8 Replies to “We need an Uber for health care”

  1. When Uber become too much for governments to handle it will become regulated also.  Can our markets please dictate supply and demand?!?!

  2. There actually is currently an Uber for medicine: its called Concierge Medicine, and it works as long as you are: 1) basically healthy and 2) wealthy. There is a fundamental fallacy in the application of the rational actor model and associated cost-benefit analysis to patient utilization of medical resources; even modifications incorporating assumptions of bounded rationality that approach realistic decision making undermine the entire analytical structure. Not only are people generally incapable of categorizing health risk in the future arising from decisions now, but the financial structure (with third party payers) decouples the patient/consumer from the real cost of the service. The idea that market forces can bring about either: 1) cost containment or 2) quality control has a ready counter-example that currently exists: cosmetic surgery.

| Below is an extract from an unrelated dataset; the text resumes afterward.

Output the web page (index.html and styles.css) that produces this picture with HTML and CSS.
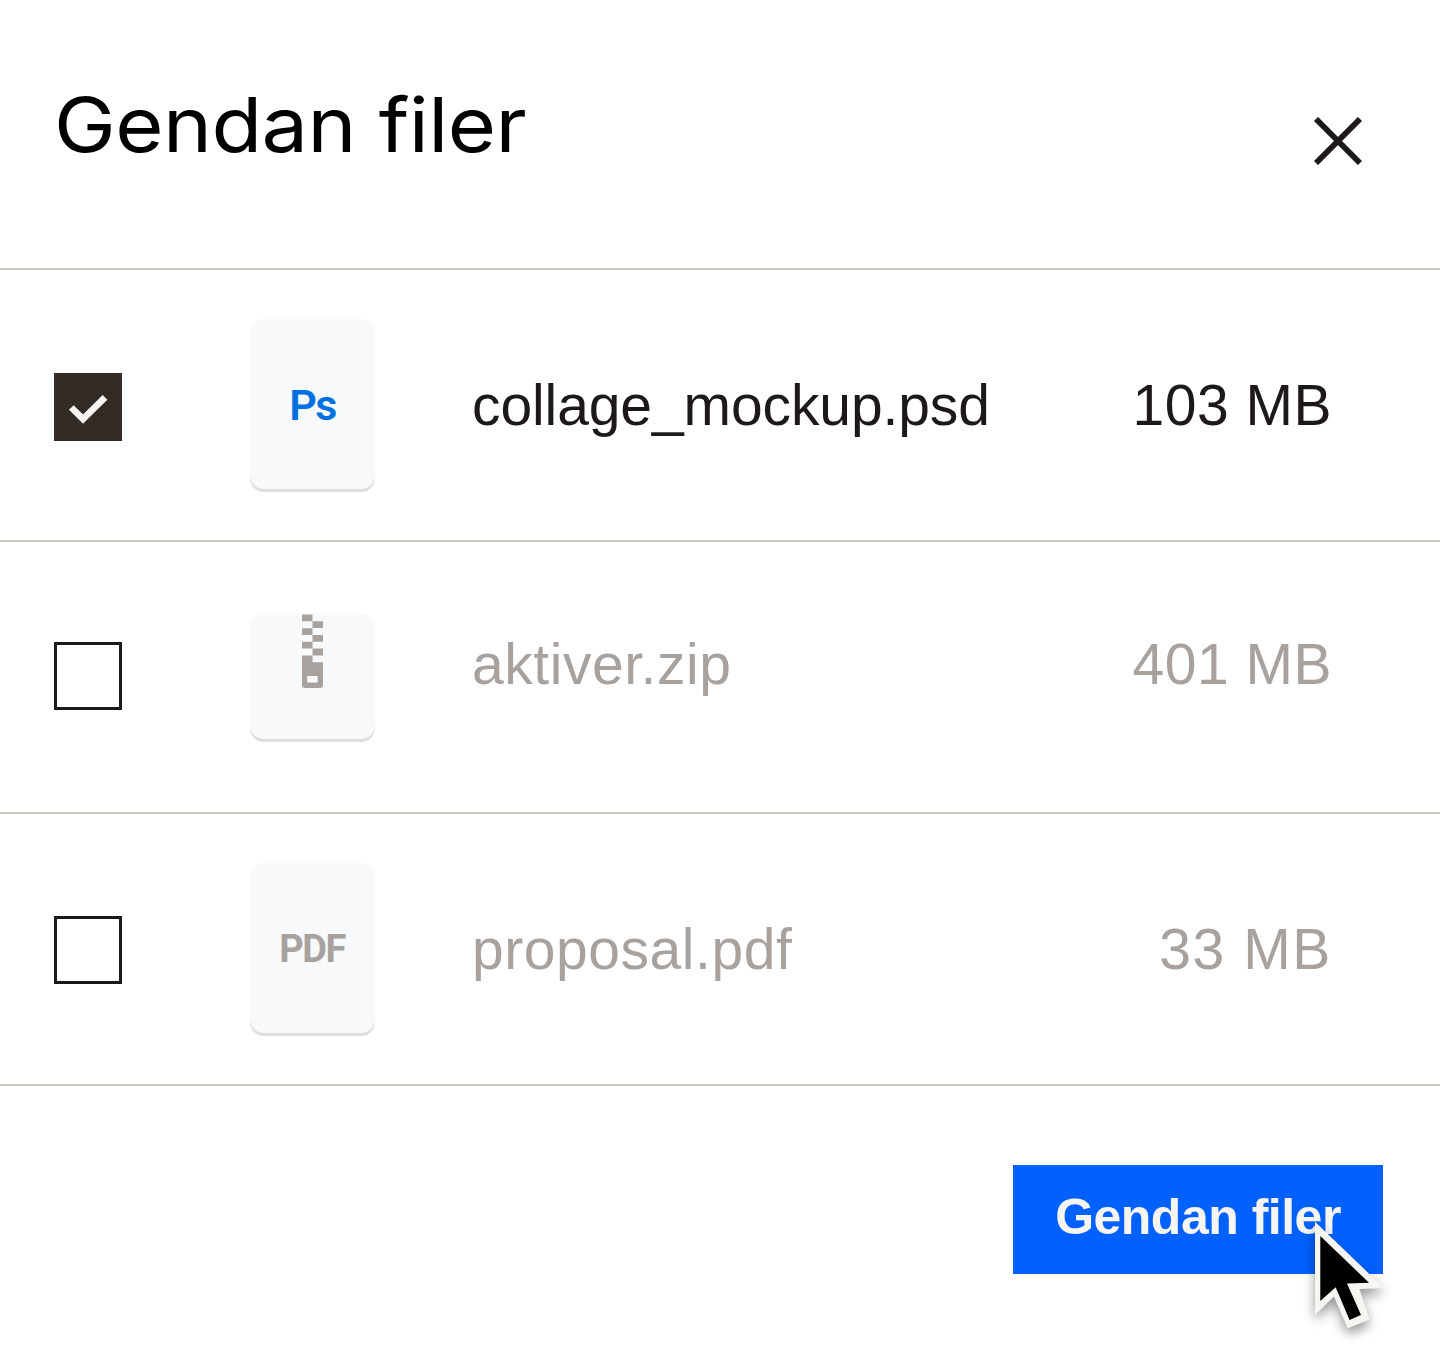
FILE: index.html
```html
<!DOCTYPE html>
<html lang="da">
<head>
    <meta charset="UTF-8">
    <meta name="viewport" content="width=device-width, initial-scale=1.0">
    <title>Gendan filer</title>
    <link rel="stylesheet" href="styles.css">
</head>
<body>

    <div class="dialog">
        <header class="dialog-header">
            <h1>Gendan filer</h1>
            <button class="close-button" type="button" aria-label="Luk">
                <svg width="48" height="48" viewBox="0 0 48 48" fill="none" stroke="#1e1919" stroke-width="5.8">
                    <path d="M2 2L46 46M46 2L2 46"/>
                </svg>
            </button>
        </header>

        <ul class="file-list">
            <li class="file-row selected">
                <span class="checkbox checked">
                    <svg width="68" height="68" viewBox="0 0 68 68" fill="none" stroke="#f7f5f2" stroke-width="6.6">
                        <path d="M17.3 34.5L29 46.2L51 24.4"/>
                    </svg>
                </span>
                <span class="file-icon ps">Ps</span>
                <span class="file-name">collage_mockup.psd</span>
                <span class="file-size">103 MB</span>
            </li>

            <li class="file-row row-zip">
                <span class="checkbox"></span>
                <span class="file-icon zip">
                    <svg width="21" height="74" viewBox="0 0 21 74" fill="#a8a29f">
                        <path d="M0 .5h10.5v6.8H0zM10.5 7.3H21v6.8H10.5zM0 14.2h10.5V21H0zM10.5 21H21v6.8H10.5zM0 27.8h10.5v6.8H0zM10.5 34.6H21v6.8H10.5z"/>
                        <path d="M0 41.4h10.5v6.8H21V71q0 3-3 3H3q-3 0-3-3zM5.2 62v6.6h10.4V62z" fill-rule="evenodd"/>
                    </svg>
                </span>
                <span class="file-name">aktiver.zip</span>
                <span class="file-size">401 MB</span>
            </li>

            <li class="file-row row-pdf">
                <span class="checkbox"></span>
                <span class="file-icon pdf">PDF</span>
                <span class="file-name">proposal.pdf</span>
                <span class="file-size">33 MB</span>
            </li>
        </ul>

        <footer class="dialog-footer">
            <button class="restore-button" type="button">Gendan filer</button>
            <!-- Mouse pointer over the button -->
            <svg class="cursor" width="90" height="130" viewBox="0 0 90 130">
                <path fill="#f7f5f2" d="M15 11.7L84 78L59.5 79L69.5 109.5L47.7 118.3L34 86.5L15 105z"/>
                <path fill="#000" d="M20.3 26L69 72.7L47 73.5L61 105L49.5 110L35.7 77.3L20.3 91z"/>
            </svg>
        </footer>
    </div>

</body>
</html>
```
FILE: styles.css
```css
* { box-sizing: border-box; }

body {
    margin: 0;
    background: #fff;
    color: #1e1919;
    font-family: "Liberation Sans", Arial, sans-serif;
}

button { border: 0; padding: 0; background: none; font-family: inherit; }

.dialog { height: 1358px; overflow: hidden; }

/* --- Header --- */
.dialog-header {
    display: flex;
    justify-content: space-between;
    align-items: flex-start;
    height: 270px;
    padding: 76px 78px 0 54px;
    border-bottom: 2px solid #cdc9bf;
}
.dialog-header h1 {
    margin: 0;
    color: #000;
    font-family: Inter, sans-serif;
    font-size: 76px;
    line-height: 96px;
    font-weight: 400;
    letter-spacing: -0.5px;
    white-space: nowrap;
    /* wide display face */
    transform: scaleX(1.09);
    transform-origin: left;
}
.close-button { height: 48px; margin-top: 41px; }
.close-button svg { display: block; }

/* --- File rows --- */
.file-list { margin: 0; padding: 0; list-style: none; }
.file-row {
    display: grid;
    grid-template-columns: 196px 222px 1fr auto;
    align-items: center;
    height: 272px;
    padding: 0 108px 0 54px;
    border-bottom: 2px solid #cdc9bf;
    color: #a8a29f;
    font-size: 57px;
    line-height: 68px;
}
.file-row.selected { color: #1e1919; }

.checkbox { width: 68px; height: 68px; border: 3px solid #1e1919; }
.checkbox.checked { border: 0; background: #332b26; margin-top: 4px; }
.row-zip .checkbox { margin-top: -2px; }
.row-pdf .checkbox { margin-top: 1px; }
.checkbox svg { display: block; }

.file-icon {
    display: flex;
    align-items: center;
    justify-content: center;
    width: 125px;
    height: 173px;
    border-radius: 14px;
    background: #f7f9fb;
    box-shadow: inset 0 -3px 0 #dcdfe2;
    font-family: Roboto, sans-serif;
    font-weight: 700;
}
.file-icon.ps { color: #0070e0; font-size: 43px; font-weight: 600; letter-spacing: -1.5px; }
.file-icon.zip { height: 129px; align-items: flex-start; padding-top: 1px; }
.file-icon.pdf { padding-right: 1px; font-size: 38px; letter-spacing: -1.5px; }

.file-name, .file-size { white-space: nowrap; }
.file-name { letter-spacing: 0.55px; }
.file-size { letter-spacing: 0.5px; }
.selected .file-name { letter-spacing: -0.1px; }
.row-zip .file-name, .row-zip .file-size { margin-top: -26px; }
.row-pdf .file-size { letter-spacing: 1.6px; }

/* --- Footer --- */
.dialog-footer {
    position: relative;
    display: flex;
    justify-content: flex-end;
    padding: 79px 57px 0 0;
}
.restore-button {
    width: 370px;
    height: 109px;
    padding-bottom: 6px;
    background: #0061fe;
    color: #f7f5f2;
    font-size: 50px;
    font-weight: 700;
    letter-spacing: -0.5px;
    white-space: nowrap;
}
.cursor {
    position: absolute;
    top: 124px;
    left: 1300px;
    overflow: visible;
    filter: drop-shadow(0 6px 6px rgba(0, 0, 0, 0.4));
}
```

Here there is the classical supply/demand relationship between the consumer and service provider (since no third party payers), the price of cosmetic surgery is substantially higher that its "real" costs by any metric you would like to use (i.e. facilities, supplies, expertise/training of personnel), and the incidence of misadventures is certainly no better for equivalently complex medically indicated procedures. 

    This video is, unfortunately, too typical of the uninformed, superficial analysis that percolates through current discussions about economics of healthcare.

  3. You sound like you've had a medical emergency or even know someone who has. No, you don't have time to calmly look around for the cheapest options. I'll let you die if you don't pay me a million dollars. Yeah you have "freedom" to go ahead and die, but it's hardly the world most people want to live in.  By the very nature of the business it can never be properly  controlled by market forces.

  4. I tried finding a doctor that would take me on as a patient and I only went to 3 doctors in my area and they all said that they were not taking on anymore patients.  I was sick at the time and clearly sick and no one would see me.  The office people had no compassion.  I finally went to Walmart and saw the nurse there and got the round of antibiotics that I needed at the time for my sinus infection.  So I did that several times for my annual sinus infection, went to the Walmart nurse to get antibiotics, then one day, the nurse wouldn't give me any antibiotics.  The overweight nurse Nazi told me that I only had a cold and would have to wait it out and drink lots of fluids.  WTF, is there a test for that, to determine whether it's a cold or a sinus infection.  I didn't even get my money back for the visit.  Desperate, I went online and discovered that unless it's a controlled substance, you can purchase uncontrolled drugs online legally.  I purchased 4 rounds of antibiotics online for the price of one nurse's visit at Walmart.  It was peace of mind to know that if I got sick, I'd have what I needed on hand.  Now I practice more and more alternative medicine and changing my diet so that I don't get sick once a year.  I've gone from taking 4 prescription medications a day in 2007 to not getting sick at all in 2014.

  5. NIce to see my ex-Prof on this – I just found his blog via Capital Ideas.  I had been mentioning about an Uber for health care and my colleague/friend is doing a mobile app that I christened it to the same moniker prior to seeing this post. Curely.co (app is Curely)

  6. I like the concept, but one of the problems we know is that the more a hospital does a specific surgery the fewer the complications and the better the outcome for the patient. Thus more hospitals doing fewer procedures equals worse outcomes.

  7. My understanding is that Uber drivers don't profit and in some cases operate at a loss. Can you address this concern? If it's true, how might an Uber-like model of health care be different and not self-destructive to doctors?